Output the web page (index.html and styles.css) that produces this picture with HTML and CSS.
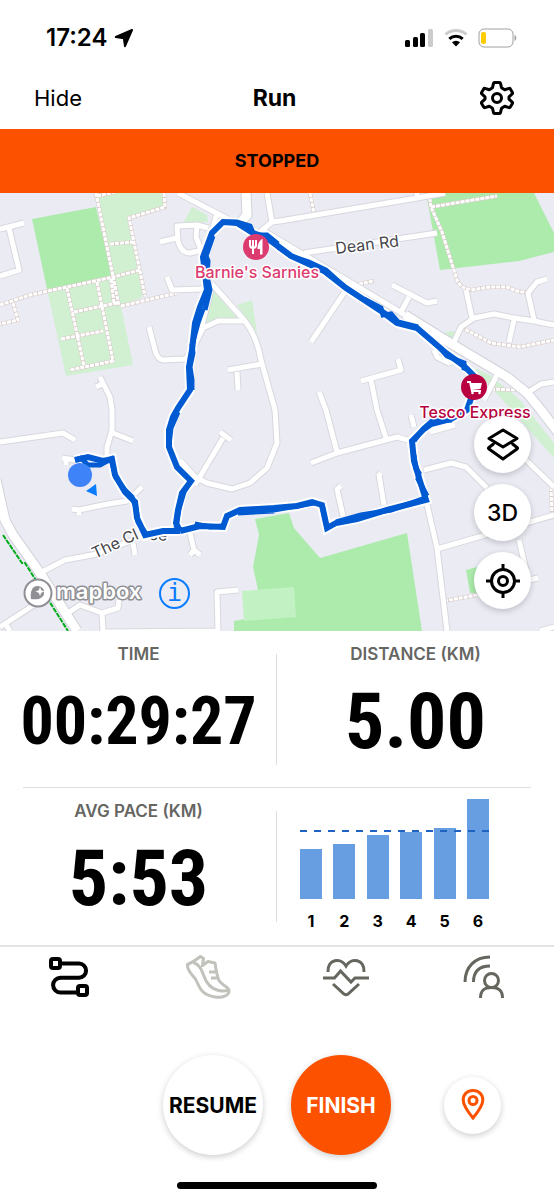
FILE: index.html
```html
<!DOCTYPE html>
<html lang="en">
<head>
    <meta charset="UTF-8">
    <meta name="viewport" content="width=device-width, initial-scale=1.0">
    <title>Run</title>
    <link rel="stylesheet" href="styles.css">
</head>
<body>
    <!-- Status bar -->
    <div class="status-bar">
        <div class="status-left">
            <span class="clock">17:24</span>
            <svg width="20" height="20" viewBox="0 0 20 20"><path class="location" d="M18 2 1.800 9l8 1.200L11 18.200z"/></svg>
        </div>
        <div class="status-right">
            <svg width="29" height="20" viewBox="0 0 29 20">
                <rect x="0" y="12" width="5" height="7" rx="1.500"/>
                <rect x="8" y="9" width="5" height="10" rx="1.500"/>
                <rect x="15" y="5" width="5" height="14" rx="1.500"/>
                <rect class="dim" x="23" y="1" width="5" height="18" rx="1.500"/>
            </svg>
            <svg width="24" height="20" viewBox="0 0 24 20">
                <path class="wifi dim-line" d="M1.500 6.500a15.500 15.500 0 0 1 21 0"/>
                <path class="wifi" d="M5.300 10.800a10 10 0 0 1 13.400 0"/>
                <path d="M8 14.300a6 6 0 0 1 8 0l-4 4.200z"/>
            </svg>
            <svg width="39" height="20" viewBox="0 0 39 20">
                <rect class="battery" x="1" y="1" width="34" height="18" rx="5"/>
                <rect class="charge" x="3" y="4" width="5" height="12" rx="2"/>
                <path class="nub" d="M36.500 7c2.400.8 2.400 5.200 0 6z"/>
            </svg>
        </div>
    </div>

    <header class="header">
        <button class="hide-button">Hide</button>
        <h1>Run</h1>
        <button class="settings-button" aria-label="Settings">
            <svg class="line-icon" width="36" height="36" viewBox="0 0 36 36">
                <path d="M15.500 2.500h5q.8 0 1 .8l1 4.400 3.200 2 4.400-1.300q.8-.2 1.200.5l2.100 3.700q.4.700-.2 1.300L30 16.800v2.400l3.200 2.900q.6.600.2 1.300l-2.100 3.700q-.4.700-1.200.5l-4.400-1.300-3.200 2-1 4.400q-.2.800-1 .8h-5q-.8 0-1-.8l-1-4.400-3.200-2-4.400 1.300q-.8.200-1.200-.5l-2.100-3.700q-.4-.7.2-1.300L6 19.200v-2.400l-3.200-2.900q-.6-.6-.2-1.300l2.100-3.700q.4-.7 1.200-.5l4.400 1.300 3.200-2 1-4.400q.2-.8 1-.8z"/>
                <circle cx="18" cy="18" r="4.500"/>
            </svg>
        </button>
    </header>

    <div class="banner">STOPPED</div>

    <!-- Map -->
    <div class="map">
        <svg class="map-canvas" viewBox="0 193 554 438">
            <defs>
                <g id="streets">
                    <path d="M0 229 24 223M9 228l10 42-19 6M160 242l16-4M208 228l-11-3-20 1 1 15q3 12 12 12l13-3M197 226l-1 11 5 13M178 193l50 26M217 213l-4 14M267 193l5 29M260 232l12-10 8-1 137-23 28-5M417 193v5"/>
                    <path d="M167 277l5 13 30-1M211 290l-11 43M245 321h-27l-15 7-13 27-5 4-22 1q-6-1-8-10l-6-23M228 370l34-6M237 372l1 18M96 387l6-3M100 377l10 20 2 13v20l-5 17v13M113 433l20 8M0 442l63-9 12 7M62 458l13 2M66 460v5"/>
                    <path d="M212 284l33 37q12 16 16 39l14 50 2 33-10 25-17 15-18 6-25-6-12-6-15-17M223 438l-28 47M220 432l11 8M72 509l7 1 29-6 19-3 15-14M79 510v5M40 573l25-13 32-6 36-14M133 543l2 12M190 533l4 17-4 5M194 550l6 5"/>
                    <path d="M0 627l37-24M6 625l4 6M68 613l12-8 22 8 16-5 1-8M102 613l1 18M238 590l-21 2 1 39M105 632l113-1"/>
                    <path d="M304 253l133-20M346 290l-35 52M392 285l35 18 10-2M409 297l-8 15M454 342l7-15 13-9 20-4 20 4 20 3 20 4M466 290l6 28M514 320l-5 22M534 320l-6-27 9-11 10-3M434 350l3 7 12 6 7-3M361 381l40-11-3-11M371 380l6 30 9 28M319 392l7 18 11 42"/>
                    <path d="M311 463l26-10 60-16 14 4M411 415l3 12M430 432l25-7M424 470l27-7 15 4 21 21M426 500l11 48 10 83M437 549l117-34M519 540l7 30M524 458l30 29M341 486l-4 3 6 27M381 473l-2 2 5 30M520 582l18-4M540 631l14-4M497 375l-13 25M527 393l14-9 13-2"/>
                    <path d="M264 231l20 12 66 39 55 33"/>
                </g>
                <g id="main-roads">
                    <path d="M246 193l1 22-6 7M-4 480l9 40 8 15 27 38 37 58M405 315l45 28 57 34 20 16 14 17 19 25"/>
                </g>
                <g id="paths">
                    <path d="M96 193l23 113M97 196l18-4M164 193l1 14-36 11 16 78M110 244l23-2M0 305l30-10 83-18 27-7M67 288l17 78M97 282l16 79-43 9M61 339l42-8M74 312l43-9M111 279l3 24M121 306l56-13M13 303l5 17-18 4"/>
                    <path d="M310 193l4 20M431 207l66-11M429 193l2 14 11 25 15 48q3 8 14 10l19-3h17l10 4 11 2M354 285l20-4M461 327l30 16 29 4 34-7M491 389l26 1M444 601l33-6M551 487l1 28"/>
                </g>
                <g id="route">
                    <path d="M180 531l-4-8 2-13 4-17 9-12-14-14-8-20v-17l4-13 5-9 12-18-1-23 3-17 3-27 5-16 7-17-4-33 9-24 11-11 14 1 16 10 14 5 24 18 33 15 22 17 38 25 13 10 20 5 29 25 18 13 10 10 0 14-7 20-16 9-20 5-7 5-12 12 2 20 6 20 6 19-39 10-30 9-21 4-9 5-5-23-10-3-15 4-23 2-34 2-13 6-4 11-23-1-20 5"/>
                    <path d="M180 531l-17 0-18 4-8-17-2-16-10-10-10-17-3-16-9 2-15-4-13 3"/>
                </g>
                <path id="close-line" d="M95 559l43-20 34 2"/>
            </defs>

            <rect class="land" y="193" width="554" height="438"/>
            <path class="park-light" d="M96 193h69v13l-36 12 14 79-22 9 12 59-67 11-19-87 65-12zM192 207l15 8 1 7h-24zM213 290l25 29-33 3zM237 305l15-5 5 33zM442 333l12-2 2 12zM474 368l16 7 30 25 34 43v15l-40-45z"/>
            <path class="park" d="M32 219l64-12 16 70-65 12zM426 193h108l20 40v19l-35 9-79 9zM255 519l34-6 5 15 26 30 87-25 15 98H234v-10l24-4v-27l-5-23 6-32zM466 570l11-3v26h-7z"/>
            <path class="park-pale" d="M242 591l52-4 2 30-52 4z"/>

            <use class="path-edge" href="#paths"/>
            <use class="path-fill" href="#paths"/>
            <use class="street-edge" href="#streets"/>
            <use class="main-edge" href="#main-roads"/>
            <use class="street-fill" href="#streets"/>
            <use class="main-fill" href="#main-roads"/>
            <path class="cycle-way" d="M3 535l19 28h3l43 68"/>

            <text class="street-name" x="336" y="254" transform="rotate(-7 336 254)">Dean Rd</text>
            <text class="street-name"><textPath href="#close-line">The Close</textPath></text>

            <use class="route-edge" href="#route"/>
            <use class="route-line" href="#route"/>
            <!-- second GPS trace and the jitter along the route -->
            <path class="route-thin" d="M75 460l6-2 7 7 12 0 11-6 5 19 9 12 7 7 4 11 2 14 8 12M176 528l3-19 5-17 7-11M169 445l2-17 7-16M192 390l0-10-2-13 3-14 -1-8 6-22 5-14M205 310l5-20-3-14 1-15-2-5 7-20M222 222l15 0 13 4 4 9 13 0 11 9M278 247l13 9 18 6 17 8 20 18M364 299l17 9 2 7 8-1 7 8 20 5M440 348l7 8 17 7 0 5 5 2M414 441l9-12 9-8 20-1M414 455l2 14 3 4-1 6 9 17M239 511l35-1 40-7M238 513l36-2M336 522l25-7 30-5 34-12M322 506l5 22M200 527l-5-3 15 3 13-1"/>
            <circle class="position" cx="80" cy="475" r="12"/>
            <path class="heading" d="M86 491l10-7 1 12z"/>

            <circle class="pin-food" cx="256" cy="247" r="13"/>
            <path class="glyph-line" d="M250 240v5q0 3 3 3t3-3v-5M253 240v14"/>
            <path class="glyph" d="M262 239c-3 2-4.500 5-4.500 10h2.500v5.500h2.500V239z"/>
            <text class="place food" x="257" y="278">Barnie's Sarnies</text>

            <circle class="pin-shop" cx="474" cy="387" r="13"/>
            <path class="glyph-line" d="M467 382h3l2 9h9"/>
            <path class="glyph" d="M470.500 383h11.500l-1.500 6-8.500 1z"/>
            <circle class="glyph" cx="472.500" cy="393" r="1.300"/>
            <circle class="glyph" cx="479.500" cy="393" r="1.300"/>
            <text class="place shop" x="475" y="418">Tesco Express</text>
        </svg>

        <div class="attribution">
            <a href="#mapbox" class="mapbox" aria-label="mapbox">
                <svg width="125" height="32" viewBox="0 0 125 32">
                    <circle class="logo-ring" cx="16" cy="16" r="13.500"/>
                    <path class="logo-mark" d="M9 22c-.8-7 .5-13 7-13a6.300 6.300 0 0 1 6 8c-1 4-5 6-13 5z"/>
                    <path class="logo-star" d="M18 10l1.300 3.200 3.200 1.300-3.200 1.300L18 19l-1.300-3.200-3.200-1.300 3.200-1.300z"/>
                    <text class="logo-text" x="34" y="22">mapbox</text>
                </svg>
            </a>
            <button class="info-button" aria-label="Map information">i</button>
        </div>

        <div class="map-controls">
            <button class="map-button" aria-label="Map layers">
                <svg class="line-icon" width="36" height="36" viewBox="0 0 36 36">
                    <path d="M18 3l14 8.500L18 20 4 11.500zM9 16.500L4 20.500c-.8.700-.8 1 0 1.500L18 32l14-10c.8-.5.8-.8 0-1.500l-5-4"/>
                </svg>
            </button>
            <button class="map-button">3D</button>
            <button class="map-button" aria-label="Centre on me">
                <svg class="line-icon" width="36" height="36" viewBox="0 0 36 36">
                    <circle cx="18" cy="18" r="11.500"/>
                    <circle cx="18" cy="18" r="4.500"/>
                    <path d="M18 1v7M18 28v7M1 18h7M28 18h7"/>
                </svg>
            </button>
        </div>
    </div>

    <!-- Stats -->
    <main class="stats">
        <section class="row">
            <div class="cell">
                <h2>TIME</h2>
                <p class="value">00:29:27</p>
            </div>
            <div class="cell">
                <h2>DISTANCE (KM)</h2>
                <p class="value large">5.00</p>
            </div>
        </section>
        <section class="row">
            <div class="cell">
                <h2>AVG PACE (KM)</h2>
                <p class="value large">5:53</p>
            </div>
            <div class="cell chart">
                <div class="bars">
                    <div class="bar" style="height: 50%"></div>
                    <div class="bar" style="height: 55%"></div>
                    <div class="bar" style="height: 64%"></div>
                    <div class="bar" style="height: 67%"></div>
                    <div class="bar" style="height: 71%"></div>
                    <div class="bar" style="height: 100%"></div>
                    <div class="average"></div>
                </div>
                <div class="bar-labels">
                    <span>1</span><span>2</span><span>3</span><span>4</span><span>5</span><span>6</span>
                </div>
            </div>
        </section>
    </main>

    <nav class="tabs">
        <button class="tab active" aria-label="Route">
            <svg width="46" height="46" viewBox="0 0 46 46">
                <rect x="5" y="4" width="9" height="9" rx="2"/>
                <rect x="32" y="31" width="9" height="9" rx="2"/>
                <path d="M14 8.500h19a7 7 0 0 1 0 14.200H14.500a7.200 7.200 0 0 0 0 14.800H32"/>
            </svg>
        </button>
        <button class="tab muted" aria-label="Shoes">
            <svg width="46" height="46" viewBox="0 0 46 46">
                <path d="M2.500 9.500C6 8 11 5 15.500 1.500l3 2-1 7 5.500-4 7 1.500c1 7 2 13 4 17.500 3 5 9.500 6 10 10 .5 5.500-7 7.500-14 6.500-12-1.500-15-8-18-15C9 19.500 2 18 2.500 9.500zM8.500 7.500c6 2 8 7 10 12.500 3 9 8 14 15 15.500 4 .8 7.500.5 10-.5M24 17h8M26 23h8"/>
            </svg>
        </button>
        <button class="tab" aria-label="Heart rate">
            <svg width="46" height="46" viewBox="0 0 46 46">
                <path d="M5 17c-1-13 13-15 18-6 5-9 19-7 18 6M0 23h11.500l6-7L28 27l4-4h14M10 29l11 10q2 1.500 4 0l11-10"/>
            </svg>
        </button>
        <button class="tab" aria-label="Beacon">
            <svg width="46" height="46" viewBox="0 0 46 46">
                <path d="M3 27C3 12 13 2 28 2M11.500 27c0-11 6-16 16.500-16"/>
                <circle cx="29.500" cy="25.500" r="7"/>
                <path d="M18.500 43c0-8 4-10.500 11-10.500s11 2.500 11 10.500"/>
            </svg>
        </button>
    </nav>

    <footer class="controls">
        <button class="round-button">RESUME</button>
        <button class="round-button finish">FINISH</button>
        <button class="pin-button" aria-label="Show location">
            <svg width="26" height="34" viewBox="0 0 26 34">
                <path d="M13 2.500c5.800 0 9.800 4 9.800 9.500 0 6-5.300 12.500-9.800 18-4.500-5.500-9.800-12-9.800-18C3.200 6.500 7.200 2.500 13 2.500z"/>
                <circle cx="13" cy="12.500" r="4"/>
            </svg>
        </button>
    </footer>
    <div class="home-indicator"></div>
</body>
</html>
```

FILE: styles.css
```css
* {
    box-sizing: border-box;
}

body {
    margin: 0;
    min-height: 100vh;
    display: flex;
    flex-direction: column;
    background-color: #fff;
    color: #000;
    font-family: Inter, "Liberation Sans", sans-serif;
}

h1, h2, p {
    margin: 0;
}

button {
    padding: 0;
    border: none;
    background: none;
    color: inherit;
    font-family: inherit;
    cursor: pointer;
}

svg {
    display: block;
}

/* Status bar */
.status-bar {
    display: flex;
    justify-content: space-between;
    align-items: center;
    padding: 24px 37px 0 46px;
}

.status-left, .status-right {
    display: flex;
    align-items: center;
    gap: 10px;
}

.status-left {
    gap: 7px;
}

.clock {
    font-size: 24px;
    line-height: 28px;
    font-weight: 600;
}

.location {
    stroke: #000;
    stroke-width: 2;
    stroke-linejoin: round;
}

.dim {
    fill: #ccc;
}

.wifi {
    fill: none;
    stroke: #000;
    stroke-width: 3;
}

.dim-line {
    stroke: #ccc;
}

.battery {
    fill: none;
    stroke: #a0a0a0;
    stroke-width: 1;
}

.nub {
    fill: #a0a0a0;
}

.charge {
    fill: #fc0;
}

/* Header */
.header {
    display: grid;
    grid-template-columns: 1fr auto 1fr;
    align-items: center;
    padding: 28px 39px 13px 34px;
}

.hide-button {
    justify-self: start;
    font-size: 22px;
}

.header h1 {
    font-size: 23px;
    font-weight: 700;
}

.settings-button {
    justify-self: end;
}

.line-icon {
    fill: none;
    stroke: #000;
    stroke-width: 3;
    stroke-linejoin: round;
}

.banner {
    background-color: #fc5200;
    font-size: 18px;
    line-height: 64px;
    font-weight: 700;
    text-align: center;
}

/* Map */
.map {
    position: relative;
    overflow: hidden;
}

.map-canvas {
    width: 100%;
}

.land {
    fill: #ebebf4;
}

.park {
    fill: #adebad;
}

.park-light {
    fill: #d0f0d1;
}

.park-pale {
    fill: #c2f1c3;
}

.street-edge, .street-fill, .main-edge, .main-fill, .path-edge, .path-fill {
    fill: none;
    stroke-linejoin: round;
}

.street-edge {
    stroke: #d7d7de;
    stroke-width: 7;
}

.street-fill {
    stroke: #fff;
    stroke-width: 5;
}

.main-edge {
    stroke: #d2d2da;
    stroke-width: 11;
}

.main-fill {
    stroke: #fff;
    stroke-width: 9;
}

.path-edge {
    stroke: #d9cbc9;
    stroke-width: 4;
}

.path-fill {
    stroke: #fff;
    stroke-width: 3;
    stroke-dasharray: 4 1;
}

.cycle-way {
    fill: none;
    stroke: #00ac1c;
    stroke-width: 2;
    stroke-dasharray: 5 1;
}

.street-name, .place {
    stroke: #fff;
    stroke-width: 3;
    stroke-linejoin: round;
    paint-order: stroke;
}

.street-name {
    fill: #46464b;
    font-size: 16px;
}

.place {
    font-size: 16px;
    font-weight: 500;
    text-anchor: middle;
}

.food {
    fill: #dc3b70;
}

.shop {
    fill: #b80040;
}

.route-edge, .route-line, .route-thin {
    fill: none;
    stroke: #005ad2;
    stroke-linejoin: miter;
}

.route-edge {
    stroke: #fff;
    stroke-width: 10;
}

.route-line {
    stroke-width: 6;
}

.route-thin {
    stroke-width: 5;
}

.position {
    fill: #3f83f8;
}

.heading {
    fill: #0a7cff;
}

.pin-food {
    fill: #dc3b70;
}

.pin-shop {
    fill: #b80040;
}

.glyph {
    fill: #fff;
}

.glyph-line {
    fill: none;
    stroke: #fff;
    stroke-width: 2;
}

.attribution {
    position: absolute;
    left: 22px;
    bottom: 22px;
    display: flex;
    align-items: center;
    gap: 12px;
}

.logo-ring {
    fill: #fff;
    stroke: #8f8f94;
    stroke-width: 2;
}

.logo-mark {
    fill: #8f8f94;
}

.logo-star {
    fill: #fff;
}

.logo-text {
    fill: #fff;
    stroke: #8f8f94;
    stroke-width: 3;
    stroke-linejoin: round;
    paint-order: stroke;
    font-size: 22px;
    font-weight: 600;
}

.info-button {
    width: 31px;
    height: 31px;
    border: 2px solid #0a7cff;
    border-radius: 50%;
    color: #0a7cff;
    font-family: "DejaVu Sans Mono", monospace;
    font-size: 25px;
    line-height: 26px;
}

.map-controls {
    position: absolute;
    right: 23px;
    bottom: 22px;
    display: flex;
    flex-direction: column;
    gap: 11px;
}

.map-button {
    display: flex;
    justify-content: center;
    align-items: center;
    width: 57px;
    height: 57px;
    border-radius: 50%;
    background-color: #fff;
    box-shadow: 0 2px 6px rgba(0, 0, 0, 0.2);
    font-size: 23px;
    font-weight: 500;
}

/* Stats */
.row {
    position: relative;
    display: grid;
    grid-template-columns: 1fr 1fr;
    height: 157px;
}

.row:first-child::after {
    content: "";
    position: absolute;
    left: 23px;
    right: 23px;
    bottom: 0;
    height: 1px;
    background-color: #dedee0;
}

.row::before {
    content: "";
    position: absolute;
    right: 50%;
    top: 23px;
    bottom: 23px;
    width: 1px;
    background-color: #dedee0;
}

.cell {
    padding-top: 12px;
    text-align: center;
}

.cell h2 {
    color: #666663;
    font-size: 17px;
    line-height: 22px;
    font-weight: 600;
}

.value {
    font-family: "Roboto Condensed", Roboto, sans-serif;
    font-size: 66px;
    line-height: 114px;
    font-weight: 700;
}

.large {
    font-size: 78px;
}

.chart {
    padding: 11px 65px 0 23px;
}

.bars {
    position: relative;
    display: flex;
    justify-content: space-between;
    align-items: flex-end;
    height: 100px;
}

.bar {
    width: 22px;
    background-color: #669ee1;
}

.average {
    position: absolute;
    left: 0;
    right: 0;
    bottom: 67px;
    height: 2px;
    background: repeating-linear-gradient(90deg, #1f63c2 0 7px, transparent 7px 14px);
}

.bar-labels {
    display: flex;
    justify-content: space-between;
    padding-top: 11px;
    font-size: 16px;
    line-height: 22px;
    font-weight: 700;
}

.bar-labels span {
    width: 22px;
}

/* Bottom tabs and controls */
.tabs {
    display: grid;
    grid-template-columns: repeat(4, 1fr);
    padding-top: 8px;
    border-top: 2px solid #e4e4e4;
}

.tab {
    display: flex;
    justify-content: center;
}

.tab svg {
    fill: none;
    stroke: #66665f;
    stroke-width: 3;
}

.tab.active svg {
    stroke: #000;
    stroke-width: 4;
}

.tab.muted svg {
    stroke: #c2c2bc;
    stroke-linejoin: round;
}

.controls {
    display: flex;
    justify-content: flex-end;
    align-items: center;
    gap: 28px;
    margin-top: auto;
    padding-right: 53px;
}

.round-button {
    width: 100px;
    height: 100px;
    border-radius: 50%;
    background-color: #fff;
    box-shadow: 0 2px 6px rgba(0, 0, 0, 0.2);
    font-size: 21px;
    font-weight: 700;
}

.finish {
    background-color: #fc5200;
    color: #fff;
}

.pin-button {
    display: flex;
    justify-content: center;
    align-items: center;
    width: 57px;
    height: 57px;
    margin-left: 25px;
    border-radius: 50%;
    box-shadow: 0 2px 6px rgba(0, 0, 0, 0.2);
}

.pin-button svg {
    fill: none;
    stroke: #fc5200;
    stroke-width: 3;
}

.home-indicator {
    width: 36%;
    height: 7px;
    margin: 27px auto 11px;
    border-radius: 4px;
    background-color: #000;
}
```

Task » Say how many lines of the data include the word "index". Respond with the number alone.

The completed task » 2